Cost & Pricing2 min readNovember 28, 2025

    How Auto Transport Pricing Works: What Drives Your Quote

    Why does a quote from one company differ so much from another? This breakdown explains every variable that affects the final price.

    Auto transport pricing can feel opaque. Quotes vary by hundreds of dollars for what looks like the same shipment. Here's exactly what drives the number you're quoted.

    Route Distance

    The single largest factor. Cost per mile decreases as distance increases — a 500-mile shipment often costs more per mile than a 2,000-mile move because the carrier's fixed overhead (fuel deadhead, driver time) is spread over fewer revenue miles.

    Route Popularity

    High-volume corridors like LA–Phoenix or Chicago–Miami attract more carriers, creating competition that keeps prices lower. Niche routes to smaller cities or rural areas cost more because fewer carriers run them — and the ones who do know they're your only option.

    Vehicle Size & Type

    A carrier earns the same revenue hauling 10 compact cars as it does hauling 6 full-size trucks, but trucks take more space. Large SUVs, dually trucks, and lifted vehicles carry a size surcharge — typically $100–$300 over a standard sedan.

    Open vs. Enclosed

    Enclosed trailers carry 2–6 vehicles versus 8–10 for open carriers. The revenue per load is lower, so the per-vehicle rate is higher. Expect to pay 40–80% more for enclosed service on any given route.

    Inoperable Vehicle

    If your car doesn't drive, loading it requires a winch or forklift. This adds $150–$300 to any shipment and may limit your carrier options.

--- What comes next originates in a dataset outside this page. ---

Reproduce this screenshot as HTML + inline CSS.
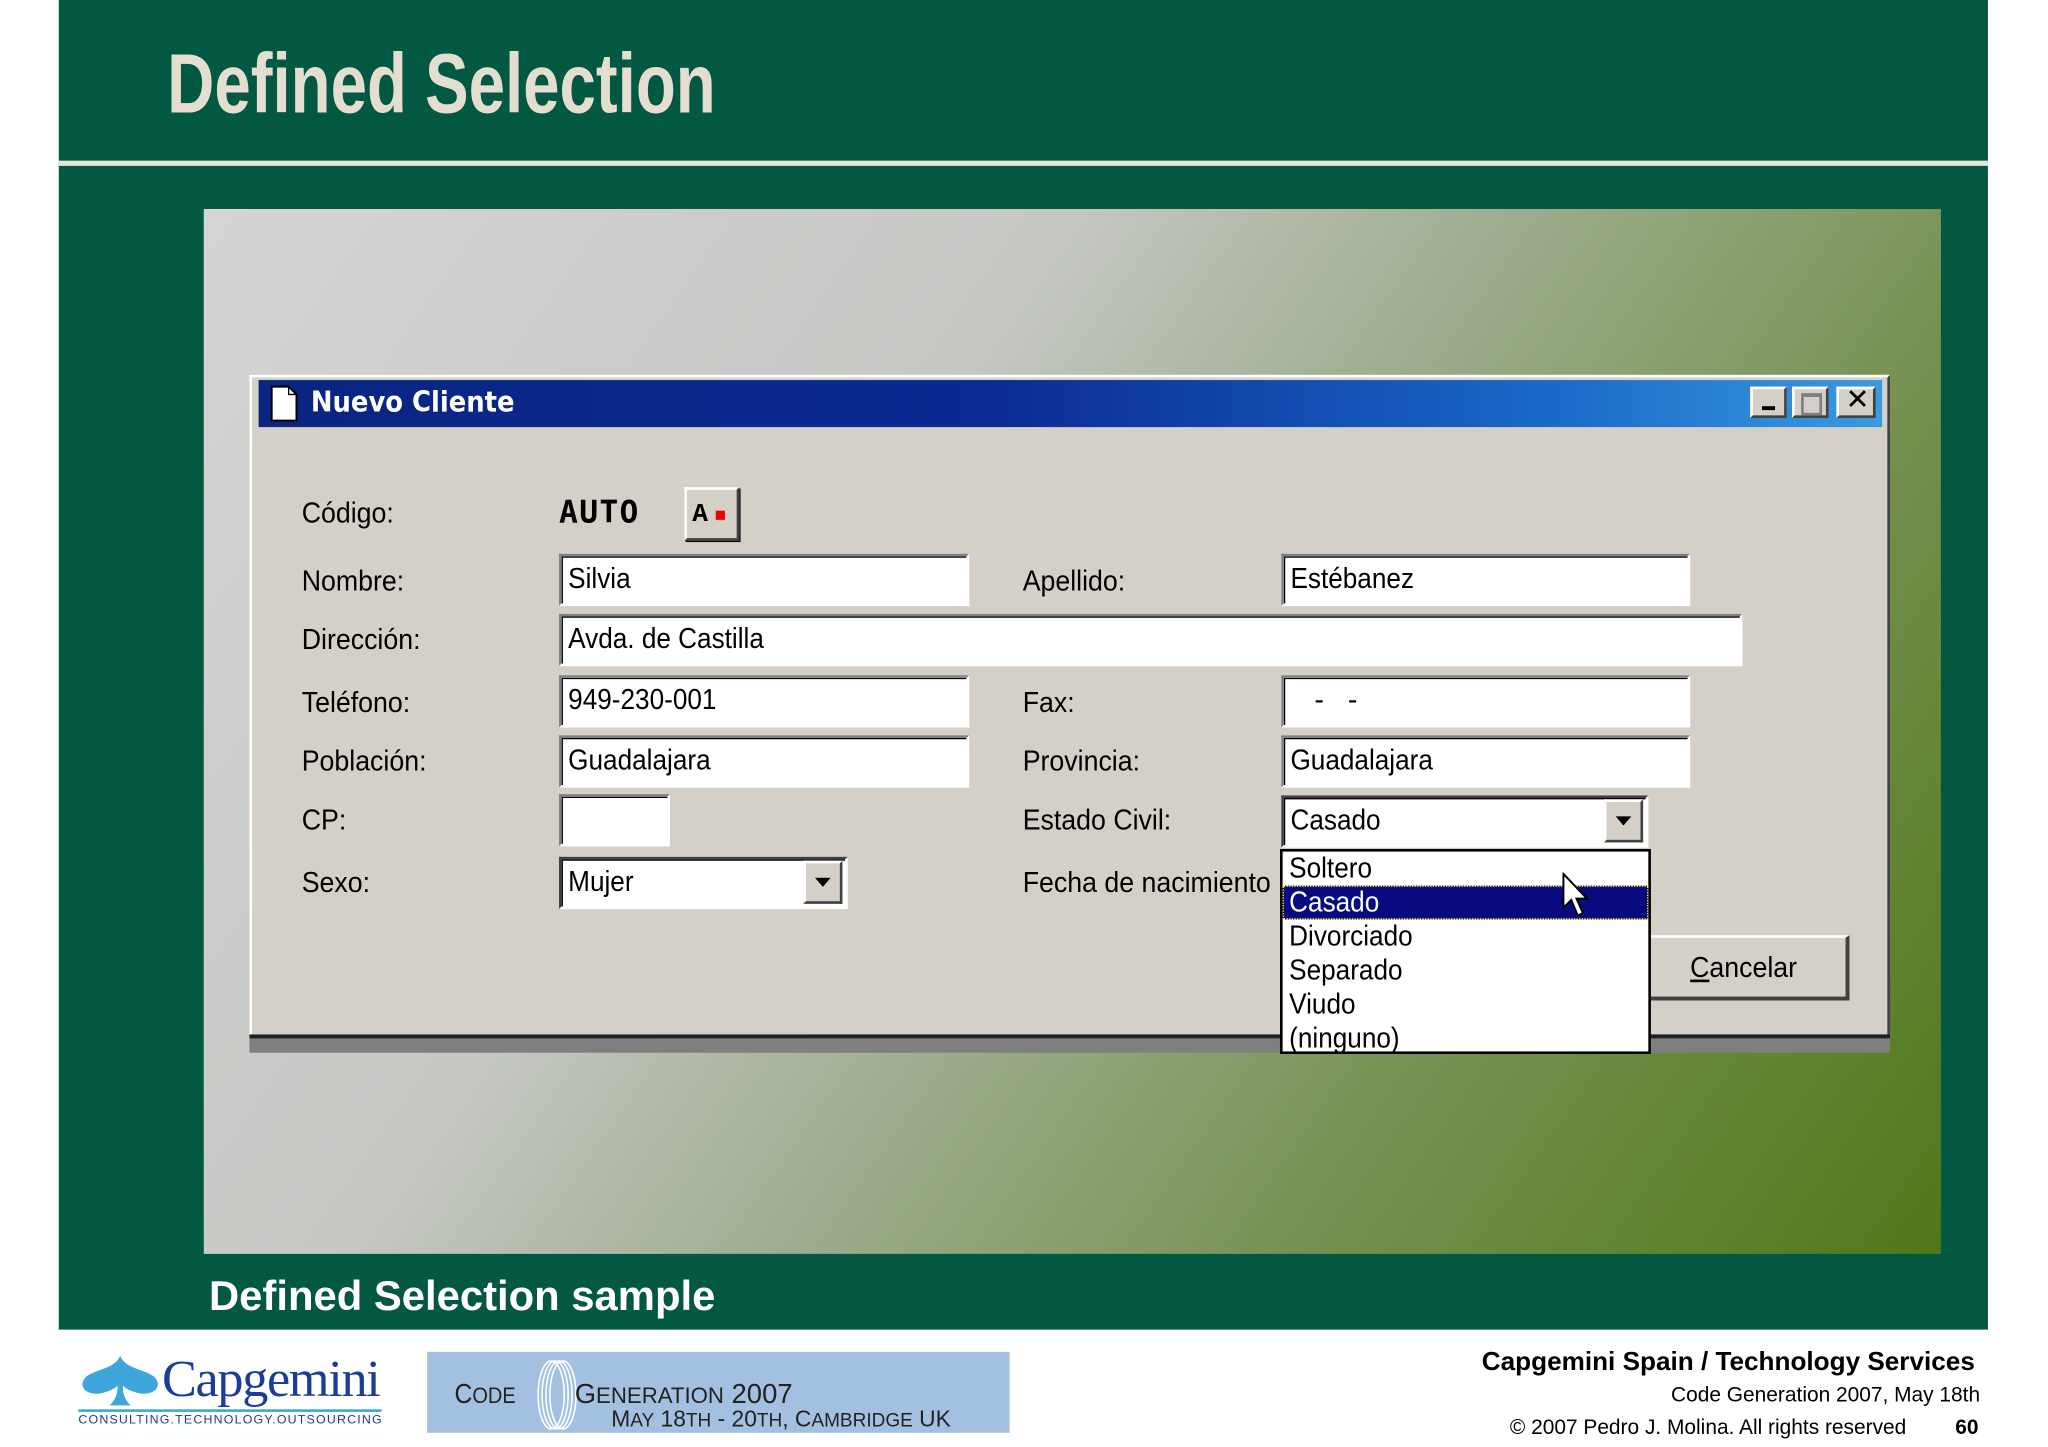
<!DOCTYPE html>
<html><head><meta charset="utf-8"><style>
html,body{margin:0;padding:0;background:#fff;overflow:hidden;width:2048px;height:1447px}
#w{position:absolute;left:0;top:0;width:1568px;height:1108px;transform:scale(1.30612);transform-origin:0 0;background:#fff;font-family:"Liberation Sans",sans-serif}
.a{position:absolute}
.g{left:45px;top:0;width:1477px;height:1018px;background:#025840}
.t{left:128px;top:26px;font:bold 65px "Liberation Sans",sans-serif;color:#e3ded0;transform:scaleX(0.77);transform-origin:0 0;white-space:nowrap}
.hl{left:45px;top:123px;width:1477px;height:4px;background:#e3e8d8}
.shot{left:156px;top:160px;width:1330px;height:800px;background:linear-gradient(125deg,#d4d4d4 0%,#c6c8c4 35%,#a0ae92 52%,#74904e 75%,#4f7818 100%)}
.dlg{left:191px;top:287px;width:1256px;height:505px;background:#d4d0c8;border-top:2px solid #fff;border-left:2px solid #fff;border-right:2px solid #404040;box-sizing:border-box}
.bot{left:191px;top:792px;width:1256px;height:14px;background:#7f7f7f;border-top:3px solid #202020;box-sizing:border-box}
.tb{left:198px;top:291px;width:1243px;height:36px;background:linear-gradient(90deg,#0a2480 0%,#0a2a94 45%,#1a6ac8 80%,#3a9ae0 100%)}
.tt{left:238px;top:296px;color:#fff;font:bold 22px "DejaVu Sans Condensed","Liberation Sans",sans-serif}
.wb{top:296px;width:28px;height:24px;background:#d4d0c8;border:2px solid;border-color:#fff #404040 #404040 #fff;box-sizing:border-box}
.l{font:22px "Liberation Sans",sans-serif;color:#000;transform:scaleX(0.93);transform-origin:0 0;white-space:nowrap}
.in{background:#fff;border:2px solid;border-color:#808080 #fff #fff #808080;box-shadow:inset 1px 1px 0 #000;box-sizing:border-box;font:22px "Liberation Sans",sans-serif;padding:4px 0 0 5px;white-space:nowrap}
.in span,.li span{display:inline-block;transform:scaleX(0.91);transform-origin:0 0}
.btn{background:#d4d0c8;border:2px solid;border-color:#fff #404040 #404040 #fff;box-sizing:border-box}
.arr{background:#d4d0c8;border:2px solid;border-color:#fff #404040 #404040 #fff;box-sizing:border-box}
.arr:after{content:"";position:absolute;left:7px;top:11px;border-left:6px solid transparent;border-right:6px solid transparent;border-top:7px solid #000}
.list{left:980px;top:650px;width:284px;height:157px;background:#fff;border:2px solid #000;box-sizing:border-box}
.li{position:absolute;left:5px;font:22px "Liberation Sans",sans-serif;height:26px;line-height:26px;white-space:nowrap}
.cap{left:160px;top:974px;font:bold 32px "Liberation Sans",sans-serif;color:#fff}
.f1{right:56px;top:1032px;font:bold 20px "Liberation Sans",sans-serif}
.f2{right:52px;top:1060px;font:16px "Liberation Sans",sans-serif}
.f3{left:1156px;top:1085px;font:16px "Liberation Sans",sans-serif}
</style></head><body><div id="w">
<div class="a g"></div>
<div class="a t">Defined Selection</div>
<div class="a hl"></div>
<div class="a shot"></div>
<div class="a dlg"></div>
<div class="a bot"></div>
<div class="a tb"></div>
<svg class="a" style="left:207px;top:295px" width="22" height="28"><path d="M1 1H14L20 7V27H1Z" fill="#fff" stroke="#000" stroke-width="1.5"/><path d="M14 1V7H20" fill="none" stroke="#000"/></svg>
<div class="a tt">Nuevo Cliente</div>
<div class="a wb" style="left:1340px"><div class="a" style="left:7px;top:13px;width:10px;height:3px;background:#000"></div></div>
<div class="a wb" style="left:1372px"><div class="a" style="left:5px;top:3px;width:12px;height:12px;border:2px solid #808080;border-top-width:3px"></div></div>
<div class="a wb" style="left:1406px;width:30px"><div class="a" style="left:5px;top:-4px;font:bold 22px 'DejaVu Sans',sans-serif">✕</div></div>

<div class="a l" style="left:231px;top:380px">Código:</div>
<div class="a" style="left:428px;top:378px;font:bold 24px 'DejaVu Sans Mono','Liberation Mono',monospace;letter-spacing:1px">AUTO</div>
<div class="a btn" style="left:524px;top:373px;width:42px;height:41px;box-shadow:1px 1px 0 #000"><div class="a" style="left:4px;top:8px;font:bold 20px 'Liberation Mono',monospace">A</div><div class="a" style="left:22px;top:16px;width:7px;height:7px;background:#e00"></div></div>

<div class="a l" style="left:231px;top:432px">Nombre:</div>
<div class="a in" style="left:428px;top:424px;width:314px;height:40px"><span>Silvia</span></div>
<div class="a l" style="left:783px;top:432px">Apellido:</div>
<div class="a in" style="left:981px;top:424px;width:313px;height:40px"><span>Estébanez</span></div>

<div class="a l" style="left:231px;top:477px">Dirección:</div>
<div class="a in" style="left:428px;top:470px;width:906px;height:40px"><span>Avda. de Castilla</span></div>

<div class="a l" style="left:231px;top:525px">Teléfono:</div>
<div class="a in" style="left:428px;top:517px;width:314px;height:40px"><span>949-230-001</span></div>
<div class="a l" style="left:783px;top:525px">Fax:</div>
<div class="a in" style="left:981px;top:517px;width:313px;height:40px">&nbsp;&nbsp;&nbsp;-&nbsp;&nbsp;&nbsp;-</div>

<div class="a l" style="left:231px;top:570px">Población:</div>
<div class="a in" style="left:428px;top:563px;width:314px;height:40px"><span>Guadalajara</span></div>
<div class="a l" style="left:783px;top:570px">Provincia:</div>
<div class="a in" style="left:981px;top:563px;width:313px;height:40px"><span>Guadalajara</span></div>

<div class="a l" style="left:231px;top:615px">CP:</div>
<div class="a in" style="left:428px;top:608px;width:85px;height:40px"></div>
<div class="a l" style="left:783px;top:615px">Estado Civil:</div>
<div class="a in" style="left:981px;top:609px;width:281px;height:40px;border-color:#404040 #fff #fff #404040"><span>Casado</span></div>
<div class="a arr" style="left:1228px;top:612px;width:30px;height:33px"></div>

<div class="a l" style="left:231px;top:663px">Sexo:</div>
<div class="a in" style="left:428px;top:656px;width:221px;height:40px;border-color:#404040 #fff #fff #404040"><span>Mujer</span></div>
<div class="a arr" style="left:615px;top:659px;width:30px;height:33px"></div>
<div class="a l" style="left:783px;top:663px">Fecha de nacimiento</div>

<div class="a btn" style="left:1262px;top:716px;width:154px;height:50px;border-width:2px 3px 3px 2px"><div class="a l" style="left:30px;top:10px"><u>C</u>ancelar</div></div>

<div class="a list">
<div class="li" style="top:0"><span>Soltero</span></div>
<div class="a" style="left:0;top:26px;width:280px;height:26px;background:#0a0a80;outline:1px dotted #ff0;outline-offset:-1px"></div>
<div class="li" style="top:26px;color:#fff"><span>Casado</span></div>
<div class="li" style="top:52px"><span>Divorciado</span></div>
<div class="li" style="top:78px"><span>Separado</span></div>
<div class="li" style="top:104px"><span>Viudo</span></div>
<div class="li" style="top:130px"><span>(ninguno)</span></div>
</div>
<svg class="a" style="left:1196px;top:668px" width="24" height="40"><path d="M1 1V27L7 21L12 33L16 31L11 20H19Z" fill="#fff" stroke="#000" stroke-width="1.5"/></svg>

<div class="a cap">Defined Selection sample</div>

<svg class="a" style="left:60px;top:1036px" width="64" height="42"><path d="M32 2C28 12 14 12 6 18C-2 26 8 34 20 30C24 29 28 27 30 25C30 32 28 36 24 40H40C36 36 34 32 34 25C36 27 40 29 44 30C56 34 66 26 58 18C50 12 36 12 32 2Z" fill="#3fa6dc"/></svg>
<div class="a" style="left:124px;top:1032px;font:40px 'Liberation Serif',serif;color:#1c3c9c;letter-spacing:-1px">Capgemini</div>
<div class="a" style="left:60px;top:1079px;width:232px;height:2px;background:#3fa6dc"></div>
<div class="a" style="left:60px;top:1082px;font:9.5px 'Liberation Sans',sans-serif;color:#1c3c9c;letter-spacing:0.9px;white-space:nowrap">CONSULTING.TECHNOLOGY.OUTSOURCING</div>

<div class="a" style="left:327px;top:1035px;width:446px;height:62px;background:#a4c0e0"></div>
<svg class="a" style="left:400px;top:1040px" width="50" height="56"><g fill="none" stroke="#fff" stroke-width="1.2"><ellipse cx="22" cy="28" rx="10" ry="26"/><ellipse cx="25" cy="28" rx="10" ry="26"/><ellipse cx="28" cy="28" rx="10" ry="26"/><ellipse cx="31" cy="28" rx="10" ry="26"/></g></svg>
<div class="a" style="left:348px;top:1056px;font:21px 'Liberation Sans',sans-serif;color:#222;transform:scaleX(0.9);transform-origin:0 0;white-space:nowrap">C<span style="font-size:17px">ODE</span></div>
<div class="a" style="left:440px;top:1056px;font:21px 'Liberation Sans',sans-serif;color:#222;transform:scaleX(1.0);transform-origin:0 0;white-space:nowrap">G<span style="font-size:17px">ENERATION</span> 2007</div>
<div class="a" style="left:468px;top:1076px;font:18px 'Liberation Sans',sans-serif;color:#222;transform:scaleX(0.97);transform-origin:0 0;white-space:nowrap">M<span style="font-size:15px">AY</span> 18<span style="font-size:15px">TH</span> - 20<span style="font-size:15px">TH</span>, C<span style="font-size:15px">AMBRIDGE</span> UK</div>

<div class="a f1">Capgemini Spain / Technology Services</div>
<div class="a f2">Code Generation 2007, May 18th</div>
<div class="a f3">© 2007 Pedro J. Molina. All rights reserved</div>
<div class="a" style="left:1497px;top:1085px;font:bold 16px 'Liberation Sans',sans-serif">60</div>
</div></body></html>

    Pickup & Delivery Timing

    Flexible windows (3–5 days) allow carriers to optimize their routes and almost always produce the lowest quote. Expedited service — guaranteed pickup within 24–48 hours — carries a premium of $200–$500 on most routes.

    Time of Year

    Snowbird season (October–December and March–May) on Florida-bound corridors routinely inflates prices. Same with summer on Northeast routes when families relocate. Book early or lean into flexibility to beat seasonal spikes.

    Broker vs. Direct Carrier

    Most auto transport companies are brokers who post your load to a network of licensed carriers. This is the industry standard and not inherently more expensive — brokers have negotiating leverage that individual customers don't. The key is using a broker with a strong carrier network and transparent pricing.